Report back each line of the records that contains the string "index".

···

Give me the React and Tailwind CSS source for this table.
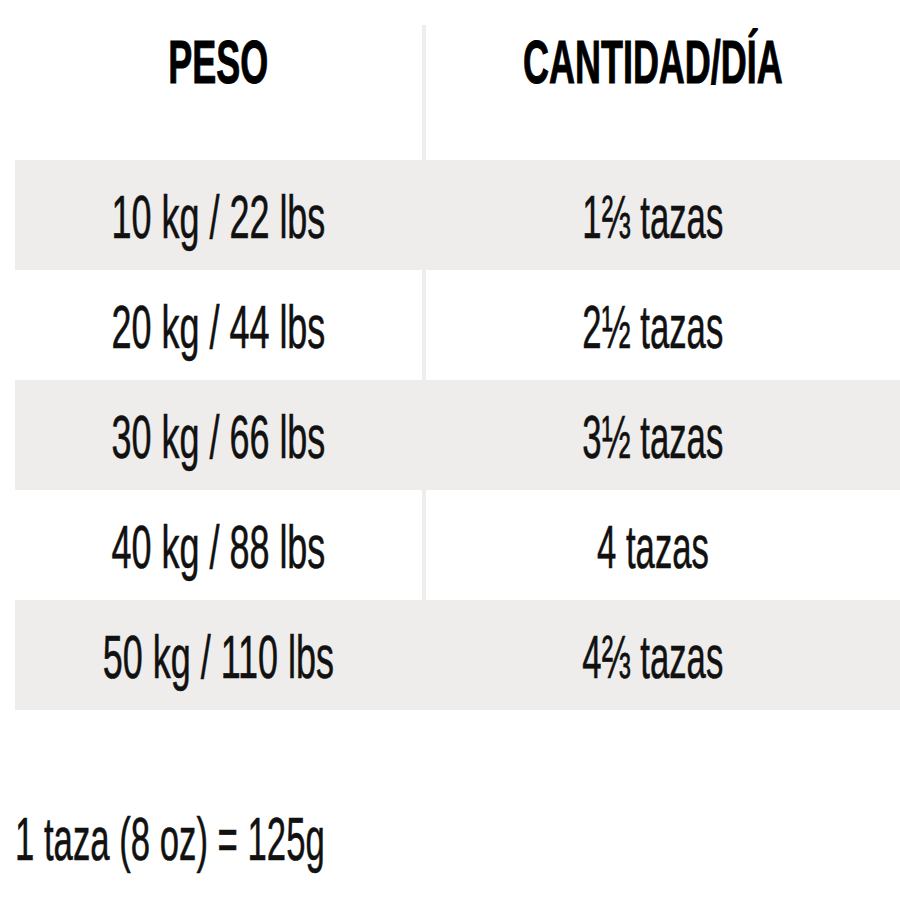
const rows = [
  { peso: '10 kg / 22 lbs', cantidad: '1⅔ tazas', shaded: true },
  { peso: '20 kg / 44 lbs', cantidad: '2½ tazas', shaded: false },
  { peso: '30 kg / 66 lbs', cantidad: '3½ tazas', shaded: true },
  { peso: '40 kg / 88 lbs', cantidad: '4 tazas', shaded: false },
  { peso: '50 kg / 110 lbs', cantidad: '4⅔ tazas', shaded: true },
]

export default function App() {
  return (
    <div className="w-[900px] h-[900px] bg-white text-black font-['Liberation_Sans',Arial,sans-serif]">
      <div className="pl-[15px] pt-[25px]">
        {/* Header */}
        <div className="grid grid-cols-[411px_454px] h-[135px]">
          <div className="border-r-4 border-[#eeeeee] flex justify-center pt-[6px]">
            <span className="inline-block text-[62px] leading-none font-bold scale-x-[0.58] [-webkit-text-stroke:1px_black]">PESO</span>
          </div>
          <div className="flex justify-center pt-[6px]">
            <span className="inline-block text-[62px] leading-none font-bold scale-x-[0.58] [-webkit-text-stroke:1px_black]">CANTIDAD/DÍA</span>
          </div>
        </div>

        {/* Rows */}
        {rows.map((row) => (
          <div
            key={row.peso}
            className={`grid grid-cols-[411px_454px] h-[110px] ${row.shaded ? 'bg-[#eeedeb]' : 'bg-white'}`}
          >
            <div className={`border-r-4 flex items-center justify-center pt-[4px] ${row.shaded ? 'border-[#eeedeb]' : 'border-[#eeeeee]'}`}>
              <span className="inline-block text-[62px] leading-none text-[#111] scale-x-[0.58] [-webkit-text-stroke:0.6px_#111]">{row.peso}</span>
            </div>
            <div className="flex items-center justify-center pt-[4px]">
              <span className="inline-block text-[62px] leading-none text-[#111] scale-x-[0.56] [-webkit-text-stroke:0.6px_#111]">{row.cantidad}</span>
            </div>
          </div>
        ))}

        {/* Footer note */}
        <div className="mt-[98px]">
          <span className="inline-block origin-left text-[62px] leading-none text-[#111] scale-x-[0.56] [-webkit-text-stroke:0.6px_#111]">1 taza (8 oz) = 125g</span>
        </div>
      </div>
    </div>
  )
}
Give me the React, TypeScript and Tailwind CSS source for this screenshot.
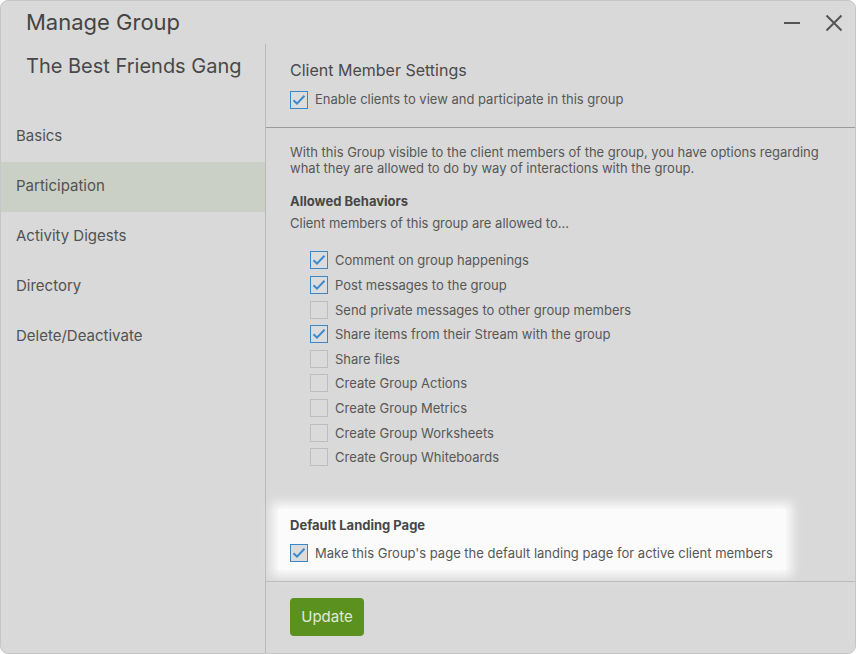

···

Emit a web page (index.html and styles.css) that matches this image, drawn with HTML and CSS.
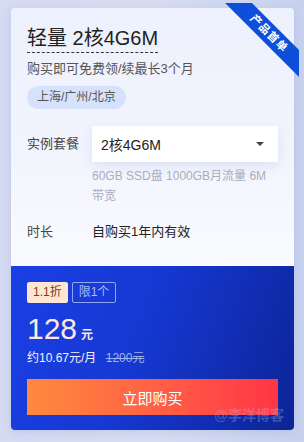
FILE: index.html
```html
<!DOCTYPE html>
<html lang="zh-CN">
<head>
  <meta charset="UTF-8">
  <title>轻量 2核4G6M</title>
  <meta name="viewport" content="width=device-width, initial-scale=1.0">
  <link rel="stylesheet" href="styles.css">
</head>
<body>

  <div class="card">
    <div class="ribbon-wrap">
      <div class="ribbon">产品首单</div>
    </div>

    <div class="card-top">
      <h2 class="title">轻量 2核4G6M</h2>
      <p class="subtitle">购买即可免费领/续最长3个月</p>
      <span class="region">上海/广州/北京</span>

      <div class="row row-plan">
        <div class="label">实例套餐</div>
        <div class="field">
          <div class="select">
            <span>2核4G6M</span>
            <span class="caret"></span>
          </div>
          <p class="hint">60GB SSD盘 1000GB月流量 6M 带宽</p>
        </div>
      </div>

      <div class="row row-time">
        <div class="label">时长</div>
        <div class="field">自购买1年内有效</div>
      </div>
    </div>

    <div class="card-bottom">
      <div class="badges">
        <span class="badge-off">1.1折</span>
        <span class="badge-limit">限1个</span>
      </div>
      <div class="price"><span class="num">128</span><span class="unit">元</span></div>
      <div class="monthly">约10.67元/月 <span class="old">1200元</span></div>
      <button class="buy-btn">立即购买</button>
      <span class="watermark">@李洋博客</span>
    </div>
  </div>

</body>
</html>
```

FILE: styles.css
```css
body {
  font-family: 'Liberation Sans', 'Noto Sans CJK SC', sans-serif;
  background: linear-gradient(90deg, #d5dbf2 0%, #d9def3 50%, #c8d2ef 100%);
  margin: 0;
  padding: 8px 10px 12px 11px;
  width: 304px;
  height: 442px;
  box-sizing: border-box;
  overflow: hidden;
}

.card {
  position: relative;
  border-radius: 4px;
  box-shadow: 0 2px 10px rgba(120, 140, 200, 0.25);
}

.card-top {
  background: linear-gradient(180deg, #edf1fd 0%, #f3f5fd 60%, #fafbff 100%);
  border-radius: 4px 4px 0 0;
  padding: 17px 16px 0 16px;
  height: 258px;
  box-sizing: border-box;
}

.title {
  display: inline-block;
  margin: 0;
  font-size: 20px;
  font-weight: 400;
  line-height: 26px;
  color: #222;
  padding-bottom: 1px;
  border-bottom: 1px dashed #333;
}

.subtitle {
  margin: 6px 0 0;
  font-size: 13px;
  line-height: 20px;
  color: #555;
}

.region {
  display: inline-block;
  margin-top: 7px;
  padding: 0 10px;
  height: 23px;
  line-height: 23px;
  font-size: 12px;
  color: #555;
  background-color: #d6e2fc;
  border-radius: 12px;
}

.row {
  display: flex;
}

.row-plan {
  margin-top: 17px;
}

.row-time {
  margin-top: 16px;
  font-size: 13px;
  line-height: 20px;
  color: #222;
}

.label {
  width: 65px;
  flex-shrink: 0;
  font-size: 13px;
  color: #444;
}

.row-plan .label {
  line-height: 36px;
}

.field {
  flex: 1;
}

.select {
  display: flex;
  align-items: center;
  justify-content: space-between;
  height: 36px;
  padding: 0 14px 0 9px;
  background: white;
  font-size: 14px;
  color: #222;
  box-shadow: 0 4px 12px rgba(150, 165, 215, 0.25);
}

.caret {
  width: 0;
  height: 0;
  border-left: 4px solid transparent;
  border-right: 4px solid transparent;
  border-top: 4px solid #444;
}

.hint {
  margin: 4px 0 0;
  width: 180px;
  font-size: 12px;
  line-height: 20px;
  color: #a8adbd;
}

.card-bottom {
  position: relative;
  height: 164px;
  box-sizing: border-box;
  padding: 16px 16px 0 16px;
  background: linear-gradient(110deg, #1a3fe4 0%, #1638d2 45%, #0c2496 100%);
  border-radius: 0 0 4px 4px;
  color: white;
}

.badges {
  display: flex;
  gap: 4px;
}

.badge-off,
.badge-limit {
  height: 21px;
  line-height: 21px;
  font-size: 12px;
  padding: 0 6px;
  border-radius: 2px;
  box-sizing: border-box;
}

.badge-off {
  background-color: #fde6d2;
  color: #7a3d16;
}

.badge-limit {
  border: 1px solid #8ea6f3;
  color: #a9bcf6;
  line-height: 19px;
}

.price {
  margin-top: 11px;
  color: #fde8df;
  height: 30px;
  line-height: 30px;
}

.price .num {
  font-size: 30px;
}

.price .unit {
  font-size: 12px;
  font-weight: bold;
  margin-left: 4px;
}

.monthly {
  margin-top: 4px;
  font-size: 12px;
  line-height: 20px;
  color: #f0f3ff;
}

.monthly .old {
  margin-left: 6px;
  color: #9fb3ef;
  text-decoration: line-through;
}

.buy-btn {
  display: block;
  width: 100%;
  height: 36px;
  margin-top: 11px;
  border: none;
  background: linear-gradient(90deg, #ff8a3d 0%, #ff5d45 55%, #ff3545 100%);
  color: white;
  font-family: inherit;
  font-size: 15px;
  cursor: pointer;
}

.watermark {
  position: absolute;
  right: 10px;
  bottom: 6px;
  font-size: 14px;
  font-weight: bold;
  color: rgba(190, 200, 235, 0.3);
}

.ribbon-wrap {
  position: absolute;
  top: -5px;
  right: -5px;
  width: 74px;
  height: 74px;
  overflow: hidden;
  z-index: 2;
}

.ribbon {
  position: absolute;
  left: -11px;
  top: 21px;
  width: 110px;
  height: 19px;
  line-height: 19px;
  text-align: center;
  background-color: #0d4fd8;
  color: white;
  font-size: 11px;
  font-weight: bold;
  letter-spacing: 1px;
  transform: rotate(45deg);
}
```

···

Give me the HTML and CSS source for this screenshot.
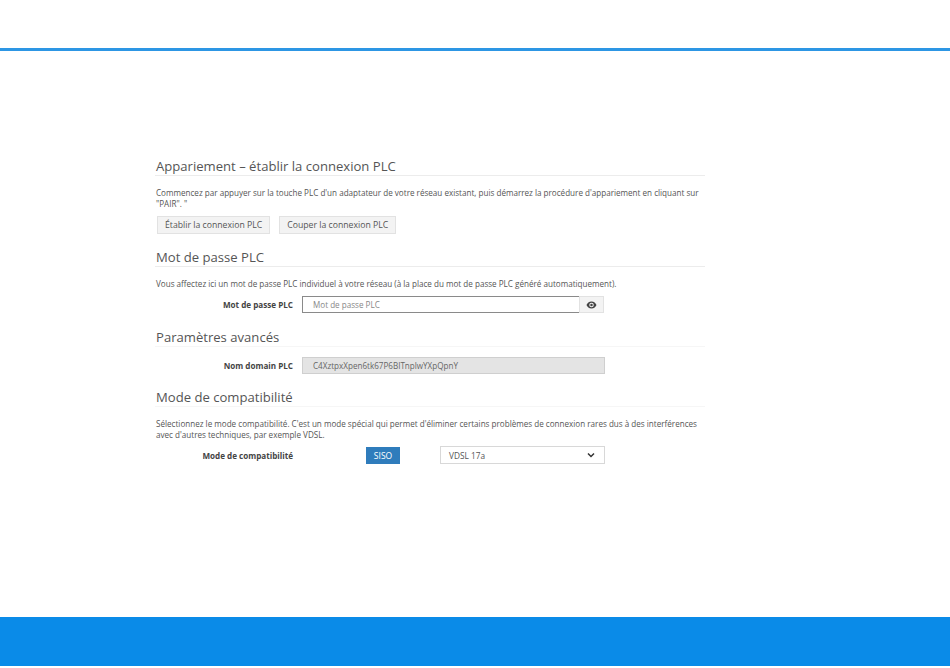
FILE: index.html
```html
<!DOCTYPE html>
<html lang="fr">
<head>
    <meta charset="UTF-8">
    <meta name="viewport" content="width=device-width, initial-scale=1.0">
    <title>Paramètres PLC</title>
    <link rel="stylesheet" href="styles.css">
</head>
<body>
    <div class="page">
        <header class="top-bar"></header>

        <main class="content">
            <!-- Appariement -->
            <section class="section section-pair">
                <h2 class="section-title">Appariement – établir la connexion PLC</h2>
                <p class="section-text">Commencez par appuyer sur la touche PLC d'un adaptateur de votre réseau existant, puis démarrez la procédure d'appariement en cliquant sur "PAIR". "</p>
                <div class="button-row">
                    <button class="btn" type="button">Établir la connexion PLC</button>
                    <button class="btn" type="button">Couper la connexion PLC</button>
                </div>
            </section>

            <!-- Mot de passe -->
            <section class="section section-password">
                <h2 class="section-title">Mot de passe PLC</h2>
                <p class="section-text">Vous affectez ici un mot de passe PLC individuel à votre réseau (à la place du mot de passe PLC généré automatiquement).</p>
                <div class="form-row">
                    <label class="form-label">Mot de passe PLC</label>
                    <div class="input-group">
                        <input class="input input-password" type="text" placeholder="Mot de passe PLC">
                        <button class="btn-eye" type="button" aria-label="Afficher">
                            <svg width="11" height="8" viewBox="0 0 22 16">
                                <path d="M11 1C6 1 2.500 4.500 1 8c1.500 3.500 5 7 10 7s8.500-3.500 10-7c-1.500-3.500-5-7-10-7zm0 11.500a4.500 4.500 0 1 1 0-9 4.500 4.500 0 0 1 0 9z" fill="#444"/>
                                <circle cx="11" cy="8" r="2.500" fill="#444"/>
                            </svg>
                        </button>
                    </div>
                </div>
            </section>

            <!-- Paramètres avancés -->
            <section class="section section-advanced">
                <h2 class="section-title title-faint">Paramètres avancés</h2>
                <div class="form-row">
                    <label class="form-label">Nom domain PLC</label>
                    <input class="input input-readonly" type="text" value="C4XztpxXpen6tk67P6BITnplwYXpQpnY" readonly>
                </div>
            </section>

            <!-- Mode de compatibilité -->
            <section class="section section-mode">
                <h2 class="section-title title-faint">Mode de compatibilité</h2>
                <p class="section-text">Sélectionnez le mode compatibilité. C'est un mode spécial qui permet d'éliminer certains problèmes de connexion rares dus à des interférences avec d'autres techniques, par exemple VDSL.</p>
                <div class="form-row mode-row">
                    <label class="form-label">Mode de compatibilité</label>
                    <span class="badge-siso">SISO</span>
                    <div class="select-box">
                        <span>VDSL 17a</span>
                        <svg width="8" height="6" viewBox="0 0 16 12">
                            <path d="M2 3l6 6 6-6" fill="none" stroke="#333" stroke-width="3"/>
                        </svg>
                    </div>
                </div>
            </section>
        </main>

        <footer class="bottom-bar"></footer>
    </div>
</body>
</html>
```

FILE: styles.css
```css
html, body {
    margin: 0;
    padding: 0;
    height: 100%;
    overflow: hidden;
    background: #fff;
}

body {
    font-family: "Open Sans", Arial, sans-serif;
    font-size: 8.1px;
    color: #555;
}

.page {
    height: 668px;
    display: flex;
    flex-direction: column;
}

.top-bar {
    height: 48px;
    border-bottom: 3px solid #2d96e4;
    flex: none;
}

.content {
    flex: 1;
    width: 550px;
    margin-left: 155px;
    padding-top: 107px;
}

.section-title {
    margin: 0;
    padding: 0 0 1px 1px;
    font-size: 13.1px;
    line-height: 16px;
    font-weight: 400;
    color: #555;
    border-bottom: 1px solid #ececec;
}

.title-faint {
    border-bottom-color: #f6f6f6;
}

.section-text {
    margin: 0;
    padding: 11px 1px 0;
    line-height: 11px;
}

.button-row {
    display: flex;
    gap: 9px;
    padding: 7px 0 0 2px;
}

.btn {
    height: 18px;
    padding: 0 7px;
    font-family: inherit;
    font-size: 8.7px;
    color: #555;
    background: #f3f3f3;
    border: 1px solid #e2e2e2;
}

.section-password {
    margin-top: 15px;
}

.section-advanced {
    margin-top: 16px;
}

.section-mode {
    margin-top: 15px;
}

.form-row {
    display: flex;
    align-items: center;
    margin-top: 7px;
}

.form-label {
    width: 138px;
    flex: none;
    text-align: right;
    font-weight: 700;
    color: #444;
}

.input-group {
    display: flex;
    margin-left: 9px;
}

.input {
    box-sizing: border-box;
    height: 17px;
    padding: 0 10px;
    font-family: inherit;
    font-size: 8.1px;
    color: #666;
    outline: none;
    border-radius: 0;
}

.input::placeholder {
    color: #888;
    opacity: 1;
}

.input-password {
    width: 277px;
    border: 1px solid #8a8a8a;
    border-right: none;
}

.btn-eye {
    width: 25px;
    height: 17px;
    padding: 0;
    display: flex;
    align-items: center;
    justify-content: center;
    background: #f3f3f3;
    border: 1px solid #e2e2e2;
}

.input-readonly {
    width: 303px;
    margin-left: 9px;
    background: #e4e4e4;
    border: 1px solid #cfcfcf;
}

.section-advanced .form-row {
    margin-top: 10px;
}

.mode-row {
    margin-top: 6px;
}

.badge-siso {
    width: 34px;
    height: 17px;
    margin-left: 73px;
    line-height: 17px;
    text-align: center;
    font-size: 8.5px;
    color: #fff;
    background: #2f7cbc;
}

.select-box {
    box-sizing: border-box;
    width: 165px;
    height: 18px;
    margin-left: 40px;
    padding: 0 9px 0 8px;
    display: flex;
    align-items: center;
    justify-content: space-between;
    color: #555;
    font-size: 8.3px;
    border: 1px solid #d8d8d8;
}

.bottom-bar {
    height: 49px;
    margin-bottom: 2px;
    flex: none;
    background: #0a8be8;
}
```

···

TASK OUTPUT:
Emit a web page (index.html and styles.css) that matches this image, drawn with HTML and CSS.
FILE: index.html
  z-index: 2;
FILE: index.html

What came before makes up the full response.